I'm using proc_open in php to call java application, pass it text to be processed and read output text. Java execution time is quite long and I found the reason for that is reading input takes most of the time. I'm not sure whether it's php's or java's fault.
My PHP code:
$process_cmd = "java -Dfile.encoding=UTF-8 -jar test.jar";
$env = NULL;
$options = ["bypass_shell" => true];
$cwd = NULL;
$descriptorspec = [
0 => ["pipe", "r"], //stdin is a pipe that the child will read from
1 => ["pipe", "w"], //stdout is a pipe that the child will write to
2 => ["file", "java.error", "a"]
];
$process = proc_open($process_cmd, $descriptorspec, $pipes, $cwd, $env, $options);
if (is_resource($process)) {
//feeding text to java
fwrite($pipes[0], $input);
fclose($pipes[0]);
//reading output text from java
$output = stream_get_contents($pipes[1]);
fclose($pipes[1]);
$return_value = proc_close($process);
}
My java code:
public static void main(String[] args) throws Exception {
long start;
long end;
start = System.currentTimeMillis();
BufferedReader br = new BufferedReader(new InputStreamReader(System.in));
String in;
String input = "";
br = new BufferedReader(new InputStreamReader(System.in));
while ((in = br.readLine()) != null) {
input += in + "\n";
}
end = System.currentTimeMillis();
log("Input: " + Long.toString(end - start) + " ms");
start = System.currentTimeMillis();
org.jsoup.nodes.Document doc = Jsoup.parse(input);
end = System.currentTimeMillis();
log("Parser: " + Long.toString(end - start) + " ms");
start = System.currentTimeMillis();
System.out.print(doc);
end = System.currentTimeMillis();
log("Output: " + Long.toString(end - start) + " ms");
}
I'm passing to java html file of 3800 lines (~200KB in size as a standalone file). These are broken down execution times in the log file:
Input: 1169 ms
Parser: 98 ms
Output: 12 ms
My question is this: why does input take 100 times longer than output? Is there a way to make it faster?

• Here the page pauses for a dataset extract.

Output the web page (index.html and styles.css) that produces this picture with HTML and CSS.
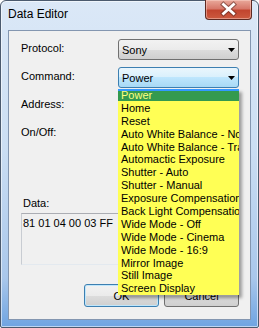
FILE: index.html
```html
<!DOCTYPE html>
<html lang="en">
<head>
  <meta charset="UTF-8" />
  <title>Data Editor</title>
  <link rel="stylesheet" href="styles.css">
</head>
<body>
  <div class="window">
    <div class="titlebar">
      <span class="title">Data Editor</span>
      <div class="close-btn">
        <svg width="47" height="20" viewBox="0 0 47 20">
          <path d="M18.5 5.5 L28.5 14.5 M28.5 5.5 L18.5 14.5" stroke="#5b2b22" stroke-width="5" stroke-linecap="square" opacity="0.55" fill="none"/>
          <path d="M18.5 5.5 L28.5 14.5 M28.5 5.5 L18.5 14.5" stroke="#fff" stroke-width="2.8" stroke-linecap="square" fill="none"/>
        </svg>
      </div>
    </div>

    <div class="client">
      <div class="fields">
        <label>Protocol:</label>
        <div class="combo">
          <span>Sony</span>
          <svg class="arrow" width="7" height="4" viewBox="0 0 7 4"><polygon points="0,0 7,0 3.5,4" fill="#000"/></svg>
        </div>

        <label>Command:</label>
        <div class="combo combo-hot">
          <span>Power</span>
          <svg class="arrow" width="7" height="4" viewBox="0 0 7 4"><polygon points="0,0 7,0 3.5,4" fill="#000"/></svg>
        </div>

        <label>Address:</label>
        <div></div>

        <label>On/Off:</label>
        <div></div>
      </div>

      <div class="data-group">
        <div class="data-label">Data:</div>
        <div class="data-box">81 01 04 00 03 FF</div>
      </div>

      <div class="buttons">
        <button class="btn btn-default">OK</button>
        <button class="btn">Cancel</button>
      </div>

      <ul class="dropdown">
        <li class="selected">Power</li>
        <li>Home</li>
        <li>Reset</li>
        <li>Auto White Balance - Normal</li>
        <li>Auto White Balance - Tracking</li>
        <li>Automactic Exposure</li>
        <li>Shutter - Auto</li>
        <li>Shutter - Manual</li>
        <li>Exposure Compensation</li>
        <li>Back Light Compensation</li>
        <li>Wide Mode - Off</li>
        <li>Wide Mode - Cinema</li>
        <li>Wide Mode - 16:9</li>
        <li>Mirror Image</li>
        <li>Still Image</li>
        <li>Screen Display</li>
      </ul>
    </div>
  </div>
</body>
</html>
```

FILE: styles.css
```css
body {
  margin: 0;
  font-family: 'Liberation Sans', Arial, sans-serif;
  font-size: 11px;
  color: #000;
  background: #fff;
}

.window {
  width: 259px;
  height: 328px;
  box-sizing: border-box;
  border: 1px solid #4b5a6e;
  border-radius: 6px 6px 2px 2px;
  padding: 0 7px 7px 7px;
  background: linear-gradient(to bottom, #dbe8f7 0%, #cbdef3 45%, #a9c7eb 85%, #6fa4e1 100%);
  box-shadow: inset 0 0 0 1px rgba(255, 255, 255, 0.55);
  display: flex;
  flex-direction: column;
}

.titlebar {
  height: 29px;
  display: flex;
  justify-content: space-between;
  align-items: flex-start;
}

.title {
  margin-top: 6px;
  font-size: 12px;
  line-height: 15px;
  color: #000;
}

.close-btn {
  width: 47px;
  height: 20px;
  margin-top: -1px;
  margin-right: -1px;
  box-sizing: border-box;
  border: 1px solid #5e2a22;
  border-top: none;
  border-radius: 0 0 4px 4px;
  background: linear-gradient(to bottom, #e9a99b 0%, #d7786a 45%, #c2452f 55%, #cc5a3f 100%);
  box-shadow: inset 0 0 0 1px rgba(255, 220, 210, 0.45);
  overflow: hidden;
}

.close-btn svg {
  display: block;
  margin: -1px 0 0 -1px;
}

.client {
  flex: 1;
  position: relative;
  background: #f0f0f0;
  border: 1px solid #8396b0;
}

.fields {
  display: grid;
  grid-template-columns: 97px 121px;
  grid-auto-rows: 21px;
  row-gap: 7px;
  padding: 8px 0 0 12px;
}

.fields label {
  padding-top: 3px;
  line-height: 13px;
}

.combo {
  box-sizing: border-box;
  height: 21px;
  border: 1px solid #707070;
  border-radius: 3px;
  background: linear-gradient(to bottom, #f2f2f2 0%, #ebebeb 50%, #dddddd 50%, #cfcfcf 100%);
  display: flex;
  align-items: center;
  justify-content: space-between;
  padding: 0 3px 0 3px;
  font-size: 11px;
}

.combo-hot {
  border-color: #3c7fb1;
  background: linear-gradient(to bottom, #eaf6fd 0%, #d9f0fc 50%, #bee6fd 50%, #a7d9f5 100%);
}

.arrow {
  display: block;
  margin-top: 1px;
}

.data-group {
  margin-top: 53px;
}

.data-label {
  padding-left: 14px;
  line-height: 13px;
}

.data-box {
  margin: 3px 0 0 12px;
  width: 218px;
  height: 52px;
  box-sizing: border-box;
  padding: 3px 1px;
  line-height: 13px;
  border: 1px solid #e3e9ef;
  border-top-color: #abadb3;
  border-left-color: #c8ccd2;
  background: #f0f0f0;
}

.buttons {
  display: flex;
  justify-content: flex-end;
  gap: 5px;
  margin-top: 19px;
  padding-right: 11px;
}

.btn {
  width: 75px;
  height: 23px;
  border: 1px solid #707070;
  border-radius: 3px;
  background: linear-gradient(to bottom, #f2f2f2 0%, #ebebeb 50%, #dddddd 50%, #cfcfcf 100%);
  font-family: inherit;
  font-size: 11px;
  color: #000;
  padding: 0;
}

.btn-default {
  border-color: #3c7fb1;
  box-shadow: inset 0 0 0 1px #bfe6fb;
}

.dropdown {
  position: absolute;
  left: 109px;
  top: 58px;
  width: 121px;
  margin: 0;
  padding: 0;
  list-style: none;
  background: #ffff55;
  box-shadow: 3px 3px 3px rgba(0, 0, 0, 0.35);
  font-size: 11px;
}

.dropdown li {
  height: 12.9px;
  line-height: 13px;
  padding-left: 3px;
  white-space: nowrap;
  overflow: hidden;
}

.dropdown li.selected {
  color: #ffff80;
  background: linear-gradient(to bottom, #3399ff 0, #3399ff 2px, #349a4e 2px, #349a4e 12px, transparent 12px);
}
```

Inspect your read block in the Java program: Try to use a
StringBuilder
to concat the data (instead of using+=
on aString
):Details are covered here: Why using StringBuilder explicitly
Generally speaking, to make it faster, consider using an application server (or a simple socket based server), to have a permanently running JVM. There is always some overhead when you start a JVM, on top of it the JIT needs some time as well to optimize your code. This effort is lost, after the the JVM exits.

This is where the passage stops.